§ Task prompt:
Find all lines in the records that include the word "this", and copy them out.

§ Recorded data:
"""
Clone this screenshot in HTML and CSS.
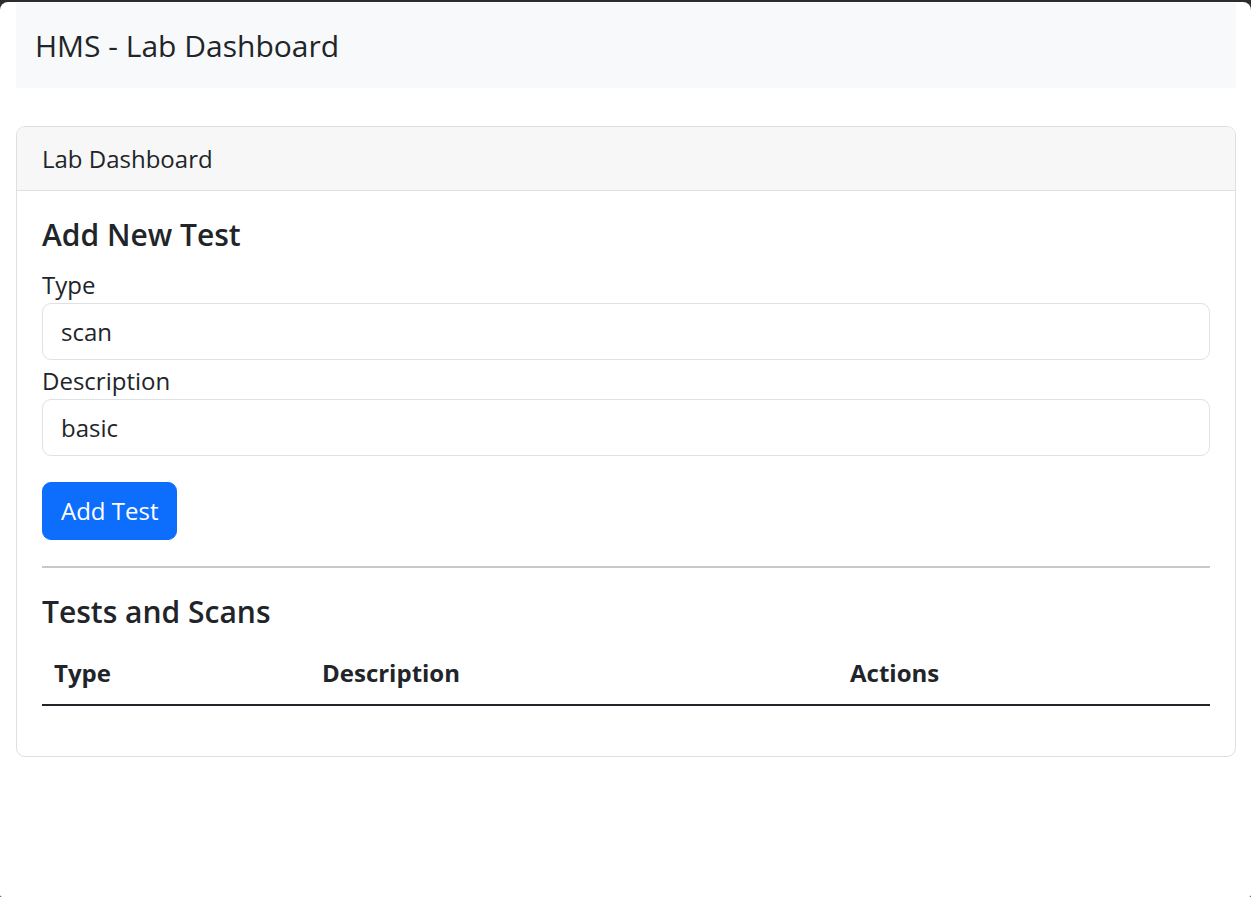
FILE: index.html
```html
<!DOCTYPE html>
<html lang="en">
<head>
<meta charset="utf-8">
<title>HMS - Lab Dashboard</title>
<link rel="stylesheet" href="styles.css">
</head>
<body>
<div class="window">
  <nav class="navbar">
    <span class="brand">HMS - Lab Dashboard</span>
  </nav>
  <section class="card">
    <div class="card-header">Lab Dashboard</div>
    <div class="card-body">
      <h4 class="section-title">Add New Test</h4>
      <form class="test-form">
        <div class="field">
          <label for="type">Type</label>
          <input id="type" class="form-control" type="text" value="scan">
        </div>
        <div class="field">
          <label for="desc">Description</label>
          <input id="desc" class="form-control" type="text" value="basic">
        </div>
        <button type="button" class="btn-primary">Add Test</button>
      </form>
      <hr class="divider">
      <h4 class="section-title">Tests and Scans</h4>
      <table class="table">
        <thead>
          <tr>
            <th class="col-type">Type</th>
            <th class="col-desc">Description</th>
            <th class="col-actions">Actions</th>
          </tr>
        </thead>
        <tbody></tbody>
      </table>
    </div>
  </section>
</div>
</body>
</html>
```
FILE: styles.css
```css
html {
  background: #2d2d2d;
}
body {
  margin: 0;
  padding-top: 2px;
  font-family: "Open Sans", "Noto Sans", sans-serif;
  color: #212529;
}
.window {
  box-sizing: border-box;
  height: 895px;
  background: #ffffff;
  border-radius: 8px 8px 2px 2px;
  padding: 1px 15px 0 16px;
}
.navbar {
  background: #f8f9fa;
  padding: 20px 19px;
}
.brand {
  display: block;
  font-size: 30px;
  line-height: 45px;
}
.card {
  margin-top: 38px;
  border: 1px solid #dfdfdf;
  border-radius: 9px;
  overflow: hidden;
}
.card-header {
  background: #f7f7f7;
  border-bottom: 1px solid #dfdfdf;
  padding: 14px 25px 13px;
  font-size: 24px;
  line-height: 36px;
}
.card-body {
  padding: 26px 25px 26px;
}
.section-title {
  margin: 0 0 11px;
  font-size: 30px;
  line-height: 36px;
  font-weight: 600;
}
.test-form {
  display: flex;
  flex-direction: column;
  align-items: flex-start;
}
.field {
  display: flex;
  flex-direction: column;
  align-self: stretch;
}
.field label {
  font-size: 24px;
  line-height: 36px;
  padding-top: 3px;
}
.form-control {
  box-sizing: border-box;
  width: 100%;
  height: 57px;
  margin: 0;
  padding: 0 18px;
  border: 1px solid #dee2e6;
  border-radius: 9px;
  font-family: inherit;
  font-size: 24px;
  color: #212529;
  background: #fff;
  outline: none;
}
.btn-primary {
  margin-top: 26px;
  box-sizing: border-box;
  height: 58px;
  padding: 0 18px;
  border: 1px solid #0d6efd;
  border-radius: 9px;
  background: #0d6efd;
  color: #ffffff;
  font-family: inherit;
  font-size: 24px;
  line-height: 36px;
}
.divider {
  margin: 26px 0;
  border: 0;
  border-top: 2px solid #c8c8c8;
  height: 0;
}
.table {
  width: 100%;
  margin: 0 0 24px;
  border-collapse: collapse;
  table-layout: fixed;
}
.table th {
  text-align: left;
  font-size: 24px;
  line-height: 36px;
  font-weight: 700;
  padding: 14px 12px 13px;
  border-bottom: 2px solid #212529;
}
.col-type { width: 244px; }
.col-desc { width: 504px; }
.col-actions { width: auto; }
```
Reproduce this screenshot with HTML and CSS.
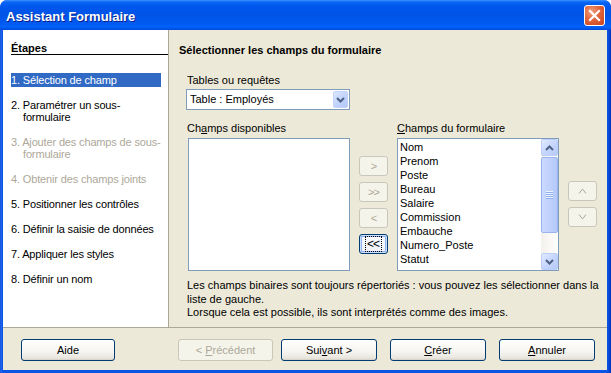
"""
§ Response to the exercise:
Clone this screenshot in HTML and CSS.
Reproduce this screenshot with HTML and CSS.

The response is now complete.